Task instructions: Where the data below has the string "screenshot", return the whole line.

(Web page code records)
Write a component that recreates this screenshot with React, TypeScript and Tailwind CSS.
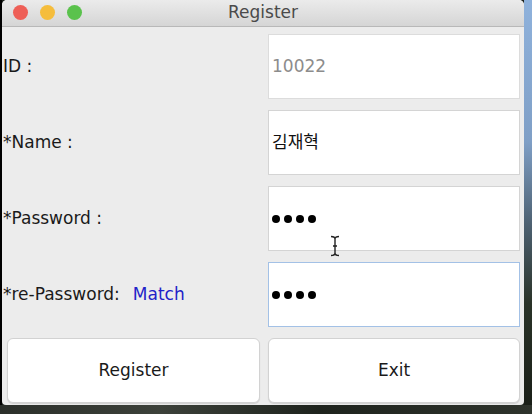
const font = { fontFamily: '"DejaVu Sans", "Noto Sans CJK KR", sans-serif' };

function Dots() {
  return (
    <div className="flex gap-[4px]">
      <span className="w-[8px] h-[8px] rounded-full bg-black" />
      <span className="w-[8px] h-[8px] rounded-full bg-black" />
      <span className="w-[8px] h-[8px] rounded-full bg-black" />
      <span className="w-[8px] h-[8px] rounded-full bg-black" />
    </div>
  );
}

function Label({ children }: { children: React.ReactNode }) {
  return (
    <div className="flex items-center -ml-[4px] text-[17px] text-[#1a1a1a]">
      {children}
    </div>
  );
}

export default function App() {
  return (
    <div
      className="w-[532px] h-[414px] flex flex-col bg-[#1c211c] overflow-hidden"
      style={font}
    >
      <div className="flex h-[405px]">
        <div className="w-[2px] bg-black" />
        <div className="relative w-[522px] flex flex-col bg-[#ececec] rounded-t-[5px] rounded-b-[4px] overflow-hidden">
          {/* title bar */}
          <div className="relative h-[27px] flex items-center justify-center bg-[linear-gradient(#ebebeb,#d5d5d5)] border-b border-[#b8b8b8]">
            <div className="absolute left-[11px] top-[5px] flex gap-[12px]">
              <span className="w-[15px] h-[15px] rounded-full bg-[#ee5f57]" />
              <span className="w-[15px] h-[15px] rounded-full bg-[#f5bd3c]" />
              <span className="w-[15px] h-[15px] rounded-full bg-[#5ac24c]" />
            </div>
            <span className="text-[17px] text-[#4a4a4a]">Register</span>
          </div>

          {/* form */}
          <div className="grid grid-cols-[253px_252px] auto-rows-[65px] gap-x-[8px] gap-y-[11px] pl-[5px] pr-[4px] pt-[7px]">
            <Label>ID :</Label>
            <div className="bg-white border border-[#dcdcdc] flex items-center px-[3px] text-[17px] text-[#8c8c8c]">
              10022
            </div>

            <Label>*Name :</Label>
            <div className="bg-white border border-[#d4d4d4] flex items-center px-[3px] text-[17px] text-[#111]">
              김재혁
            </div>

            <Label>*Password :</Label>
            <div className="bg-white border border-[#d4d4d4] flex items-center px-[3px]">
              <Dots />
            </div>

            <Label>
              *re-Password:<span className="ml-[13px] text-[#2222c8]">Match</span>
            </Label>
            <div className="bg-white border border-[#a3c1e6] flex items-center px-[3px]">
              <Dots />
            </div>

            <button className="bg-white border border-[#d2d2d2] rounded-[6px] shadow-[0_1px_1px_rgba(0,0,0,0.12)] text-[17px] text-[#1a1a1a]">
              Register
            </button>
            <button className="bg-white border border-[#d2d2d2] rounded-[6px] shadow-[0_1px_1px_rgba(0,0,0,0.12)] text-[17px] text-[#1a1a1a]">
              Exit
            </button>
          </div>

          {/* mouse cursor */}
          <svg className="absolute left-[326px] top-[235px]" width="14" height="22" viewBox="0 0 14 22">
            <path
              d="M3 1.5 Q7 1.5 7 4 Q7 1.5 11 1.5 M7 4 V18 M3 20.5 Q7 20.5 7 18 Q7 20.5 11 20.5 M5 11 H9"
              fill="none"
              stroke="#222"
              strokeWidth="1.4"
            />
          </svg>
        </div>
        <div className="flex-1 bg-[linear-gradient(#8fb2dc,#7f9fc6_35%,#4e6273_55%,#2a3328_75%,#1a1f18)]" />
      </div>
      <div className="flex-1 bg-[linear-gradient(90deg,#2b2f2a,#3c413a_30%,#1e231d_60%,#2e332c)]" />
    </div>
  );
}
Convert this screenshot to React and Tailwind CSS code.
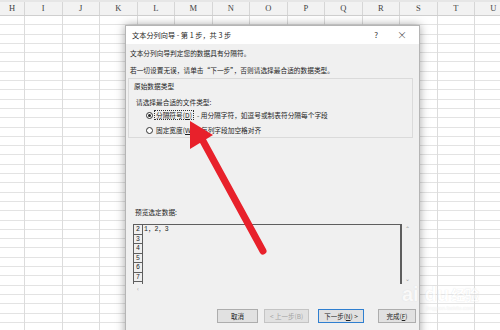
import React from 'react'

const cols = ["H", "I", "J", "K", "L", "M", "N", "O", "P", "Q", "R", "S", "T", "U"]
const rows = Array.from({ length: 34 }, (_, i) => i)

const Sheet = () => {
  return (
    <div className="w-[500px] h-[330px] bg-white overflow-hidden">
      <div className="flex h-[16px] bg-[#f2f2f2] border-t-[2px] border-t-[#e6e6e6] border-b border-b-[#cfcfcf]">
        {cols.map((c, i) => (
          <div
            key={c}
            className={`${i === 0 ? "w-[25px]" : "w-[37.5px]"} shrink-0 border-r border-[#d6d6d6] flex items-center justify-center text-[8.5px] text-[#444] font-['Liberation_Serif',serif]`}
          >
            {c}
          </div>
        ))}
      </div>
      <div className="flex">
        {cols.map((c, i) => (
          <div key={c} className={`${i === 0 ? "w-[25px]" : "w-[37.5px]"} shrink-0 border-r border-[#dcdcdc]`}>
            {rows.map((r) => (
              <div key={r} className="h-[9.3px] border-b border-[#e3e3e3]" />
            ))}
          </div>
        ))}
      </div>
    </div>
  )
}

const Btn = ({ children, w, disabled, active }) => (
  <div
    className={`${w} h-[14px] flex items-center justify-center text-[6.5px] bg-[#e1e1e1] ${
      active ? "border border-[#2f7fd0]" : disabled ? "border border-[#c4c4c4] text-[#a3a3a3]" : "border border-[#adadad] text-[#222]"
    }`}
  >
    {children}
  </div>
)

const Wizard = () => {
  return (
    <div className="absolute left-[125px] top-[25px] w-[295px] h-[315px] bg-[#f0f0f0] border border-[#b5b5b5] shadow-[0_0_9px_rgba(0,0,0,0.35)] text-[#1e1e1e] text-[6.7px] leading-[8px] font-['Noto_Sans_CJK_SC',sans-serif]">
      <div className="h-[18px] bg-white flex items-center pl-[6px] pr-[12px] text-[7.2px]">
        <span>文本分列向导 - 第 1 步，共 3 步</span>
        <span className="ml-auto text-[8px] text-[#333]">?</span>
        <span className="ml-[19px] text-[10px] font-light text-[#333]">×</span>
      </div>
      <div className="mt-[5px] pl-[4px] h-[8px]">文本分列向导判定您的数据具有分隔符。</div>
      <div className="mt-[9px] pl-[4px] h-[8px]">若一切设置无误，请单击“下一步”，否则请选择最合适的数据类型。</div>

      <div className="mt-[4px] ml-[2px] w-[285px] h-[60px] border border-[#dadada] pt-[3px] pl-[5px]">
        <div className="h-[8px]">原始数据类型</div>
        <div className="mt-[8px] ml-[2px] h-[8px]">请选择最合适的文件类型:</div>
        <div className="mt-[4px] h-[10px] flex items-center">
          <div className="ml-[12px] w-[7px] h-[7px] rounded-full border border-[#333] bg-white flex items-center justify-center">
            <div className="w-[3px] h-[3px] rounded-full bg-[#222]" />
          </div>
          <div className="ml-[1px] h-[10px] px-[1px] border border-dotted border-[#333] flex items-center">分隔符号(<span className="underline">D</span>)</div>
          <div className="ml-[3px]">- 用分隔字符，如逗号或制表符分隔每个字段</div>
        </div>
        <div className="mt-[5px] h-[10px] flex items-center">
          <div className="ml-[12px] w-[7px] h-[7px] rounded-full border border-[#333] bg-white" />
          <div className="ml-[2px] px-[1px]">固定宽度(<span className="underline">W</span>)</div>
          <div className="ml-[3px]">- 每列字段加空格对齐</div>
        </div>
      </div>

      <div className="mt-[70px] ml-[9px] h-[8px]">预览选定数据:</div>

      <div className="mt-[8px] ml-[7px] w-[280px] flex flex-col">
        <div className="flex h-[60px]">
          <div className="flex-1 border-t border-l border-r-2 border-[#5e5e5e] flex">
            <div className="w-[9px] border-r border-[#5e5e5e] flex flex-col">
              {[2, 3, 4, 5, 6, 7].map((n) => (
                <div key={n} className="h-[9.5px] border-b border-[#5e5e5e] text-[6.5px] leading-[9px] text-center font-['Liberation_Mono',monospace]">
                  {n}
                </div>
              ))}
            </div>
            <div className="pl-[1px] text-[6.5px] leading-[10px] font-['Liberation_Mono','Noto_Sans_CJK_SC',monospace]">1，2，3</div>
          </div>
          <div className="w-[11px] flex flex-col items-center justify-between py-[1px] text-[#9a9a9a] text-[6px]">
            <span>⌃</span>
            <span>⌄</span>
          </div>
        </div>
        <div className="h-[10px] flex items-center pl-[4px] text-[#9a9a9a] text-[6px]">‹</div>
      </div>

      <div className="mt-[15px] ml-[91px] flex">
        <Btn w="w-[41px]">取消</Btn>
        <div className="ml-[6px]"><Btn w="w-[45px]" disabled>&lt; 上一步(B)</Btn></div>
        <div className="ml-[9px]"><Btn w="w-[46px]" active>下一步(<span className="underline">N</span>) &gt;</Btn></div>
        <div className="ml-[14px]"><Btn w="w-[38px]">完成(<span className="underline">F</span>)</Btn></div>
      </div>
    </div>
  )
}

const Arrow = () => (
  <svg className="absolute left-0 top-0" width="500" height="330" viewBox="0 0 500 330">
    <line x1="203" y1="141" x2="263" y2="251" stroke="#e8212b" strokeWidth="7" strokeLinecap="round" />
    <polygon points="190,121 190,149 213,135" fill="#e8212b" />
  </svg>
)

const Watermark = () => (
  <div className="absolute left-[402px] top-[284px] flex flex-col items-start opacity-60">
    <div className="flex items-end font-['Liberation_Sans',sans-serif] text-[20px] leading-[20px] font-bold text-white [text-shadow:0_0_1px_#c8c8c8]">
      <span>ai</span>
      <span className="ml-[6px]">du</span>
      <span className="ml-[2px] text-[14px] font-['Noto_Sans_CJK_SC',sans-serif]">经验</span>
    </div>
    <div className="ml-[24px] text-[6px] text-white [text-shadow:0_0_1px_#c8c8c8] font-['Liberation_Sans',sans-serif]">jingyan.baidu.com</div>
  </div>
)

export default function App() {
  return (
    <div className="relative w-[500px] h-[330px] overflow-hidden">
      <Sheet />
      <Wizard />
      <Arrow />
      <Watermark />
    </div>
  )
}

Answer to this problem:
Write a component that recreates this screenshot with React, TypeScript and Tailwind CSS.
Convert this screenshot to React and Tailwind CSS code.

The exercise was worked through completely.